Furthermore, one may be also interested in finding those monotonically changed genes as the disease progresses, which may be regarded as a special case of the feature selection for longitudinal data. The word “monotonic” means descending or ascending change patterns across time or stages/grades. To the best of our knowledge, no pathway-based algorithms have been proposed to tackle this specific topic. Therefore, more investigation is warranted to explore if a pathway-guided method is superior to a conventional method such as [75] in selecting monotonic genes. In summary, pathway-guided gene selection may play more roles on identifying potential biomarkers for longitudinal omics data.

6. Conclusions

In this article, we present a review on pathway-based feature selection algorithms. First, based on to what a feature corresponds, pathway-based feature selection methods are classified into three categories, pathway-level selection methods, bilevel selection methods, and pathway-guided gene selection methods. By focusing on the selection of individual genes where pathway information is incorporated as a prior to guide feature selection, pathway-guided gene selection methods were reviewed and discussed in detail. Additionally, given the importance of penalization in the process of feature selection, the commonly used penalty functions in a pathway-guided gene selection method were reviewed. Last, we point out one potential research area in which pathway-guided gene selection deserves more attention, namely, longitudinal gene expression data analysis.
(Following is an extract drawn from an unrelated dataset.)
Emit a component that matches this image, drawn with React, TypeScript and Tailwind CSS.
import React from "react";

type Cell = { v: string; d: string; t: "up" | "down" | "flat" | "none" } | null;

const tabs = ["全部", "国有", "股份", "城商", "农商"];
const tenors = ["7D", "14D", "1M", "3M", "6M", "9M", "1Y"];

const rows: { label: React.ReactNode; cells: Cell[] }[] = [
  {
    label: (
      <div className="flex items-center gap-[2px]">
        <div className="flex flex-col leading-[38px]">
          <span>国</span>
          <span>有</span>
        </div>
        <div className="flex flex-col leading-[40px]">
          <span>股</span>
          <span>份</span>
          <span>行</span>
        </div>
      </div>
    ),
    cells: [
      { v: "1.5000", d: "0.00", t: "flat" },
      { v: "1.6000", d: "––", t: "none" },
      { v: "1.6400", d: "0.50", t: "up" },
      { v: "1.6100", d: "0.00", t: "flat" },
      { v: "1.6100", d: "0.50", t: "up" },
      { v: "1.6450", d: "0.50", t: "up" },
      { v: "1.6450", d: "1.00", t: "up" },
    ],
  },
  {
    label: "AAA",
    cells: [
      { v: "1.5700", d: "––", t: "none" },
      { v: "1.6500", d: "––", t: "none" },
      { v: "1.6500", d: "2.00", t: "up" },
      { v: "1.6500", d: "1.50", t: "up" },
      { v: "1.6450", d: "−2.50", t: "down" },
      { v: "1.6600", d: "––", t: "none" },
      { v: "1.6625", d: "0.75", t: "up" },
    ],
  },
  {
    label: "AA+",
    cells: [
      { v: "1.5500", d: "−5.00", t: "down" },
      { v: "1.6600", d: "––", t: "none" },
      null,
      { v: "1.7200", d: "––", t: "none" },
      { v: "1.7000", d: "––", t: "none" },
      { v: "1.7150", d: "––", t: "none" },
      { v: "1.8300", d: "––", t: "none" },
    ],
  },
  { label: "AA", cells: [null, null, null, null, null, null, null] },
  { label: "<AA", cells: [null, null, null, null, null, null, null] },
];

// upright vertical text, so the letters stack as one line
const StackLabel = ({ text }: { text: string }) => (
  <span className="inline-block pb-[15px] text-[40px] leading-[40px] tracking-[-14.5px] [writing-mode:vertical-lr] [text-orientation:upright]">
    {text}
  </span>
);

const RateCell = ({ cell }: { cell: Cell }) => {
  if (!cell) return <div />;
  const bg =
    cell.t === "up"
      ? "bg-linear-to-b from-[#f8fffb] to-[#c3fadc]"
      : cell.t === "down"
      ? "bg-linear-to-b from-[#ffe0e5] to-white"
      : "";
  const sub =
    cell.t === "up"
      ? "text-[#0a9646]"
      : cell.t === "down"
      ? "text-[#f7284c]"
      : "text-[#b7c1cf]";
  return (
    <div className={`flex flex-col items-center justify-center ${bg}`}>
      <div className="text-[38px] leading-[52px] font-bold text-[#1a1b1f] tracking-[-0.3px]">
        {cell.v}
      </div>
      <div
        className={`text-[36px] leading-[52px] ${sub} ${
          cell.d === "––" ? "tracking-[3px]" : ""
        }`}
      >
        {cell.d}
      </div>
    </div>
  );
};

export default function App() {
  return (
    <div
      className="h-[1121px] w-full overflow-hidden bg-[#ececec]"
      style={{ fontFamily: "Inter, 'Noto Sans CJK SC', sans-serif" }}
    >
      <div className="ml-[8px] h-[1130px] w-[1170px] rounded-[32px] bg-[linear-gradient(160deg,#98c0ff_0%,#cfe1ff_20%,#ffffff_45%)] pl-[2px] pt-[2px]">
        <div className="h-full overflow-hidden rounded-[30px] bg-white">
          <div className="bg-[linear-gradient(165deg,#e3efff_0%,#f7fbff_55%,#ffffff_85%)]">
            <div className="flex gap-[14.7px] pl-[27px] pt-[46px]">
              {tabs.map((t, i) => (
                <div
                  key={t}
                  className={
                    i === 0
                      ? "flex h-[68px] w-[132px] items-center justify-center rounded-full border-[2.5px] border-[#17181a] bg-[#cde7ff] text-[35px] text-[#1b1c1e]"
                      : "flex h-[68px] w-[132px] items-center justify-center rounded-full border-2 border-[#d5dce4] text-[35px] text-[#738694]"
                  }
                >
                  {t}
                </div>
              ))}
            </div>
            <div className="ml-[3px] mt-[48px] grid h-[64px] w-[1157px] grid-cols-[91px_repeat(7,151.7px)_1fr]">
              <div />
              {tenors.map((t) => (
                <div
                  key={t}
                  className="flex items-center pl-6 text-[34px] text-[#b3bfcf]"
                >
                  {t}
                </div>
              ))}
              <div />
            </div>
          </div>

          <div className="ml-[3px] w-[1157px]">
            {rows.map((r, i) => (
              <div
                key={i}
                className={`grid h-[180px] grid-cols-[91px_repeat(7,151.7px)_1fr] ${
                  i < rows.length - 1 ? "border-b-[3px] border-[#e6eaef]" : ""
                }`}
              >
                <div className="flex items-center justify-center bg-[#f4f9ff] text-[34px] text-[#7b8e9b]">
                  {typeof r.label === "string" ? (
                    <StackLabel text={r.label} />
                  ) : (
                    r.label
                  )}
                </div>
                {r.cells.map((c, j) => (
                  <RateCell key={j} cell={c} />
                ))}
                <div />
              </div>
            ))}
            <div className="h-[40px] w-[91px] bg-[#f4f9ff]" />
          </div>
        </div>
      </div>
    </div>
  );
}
We believe this review provides valuable insights for computational biologists/biostatisticians and stimulates them to develop more elegant pathway-guided gene selection algorithms. The development and wide application of such algorithms to reveal underlying pattern, elucidate the etiology and progression of complex diseases, and guide more “personalized” treatment strategies will contribute substantially to make biology more computable.

Conflicts of Interest

No conflicts of interest have been declared.

Authors’ Contributions

Suyan Tian and Chi Wang designed the study. Suyan Tian, Chi Wang, and Bing Wang wrote the paper. Suyan Tian and Chi Wang participated in the critical reviewing of the manuscript. All authors reviewed and approved the final manuscript.

Acknowledgments

This study was supported by a fund (no. 31401123) from the Natural Science Foundation of China.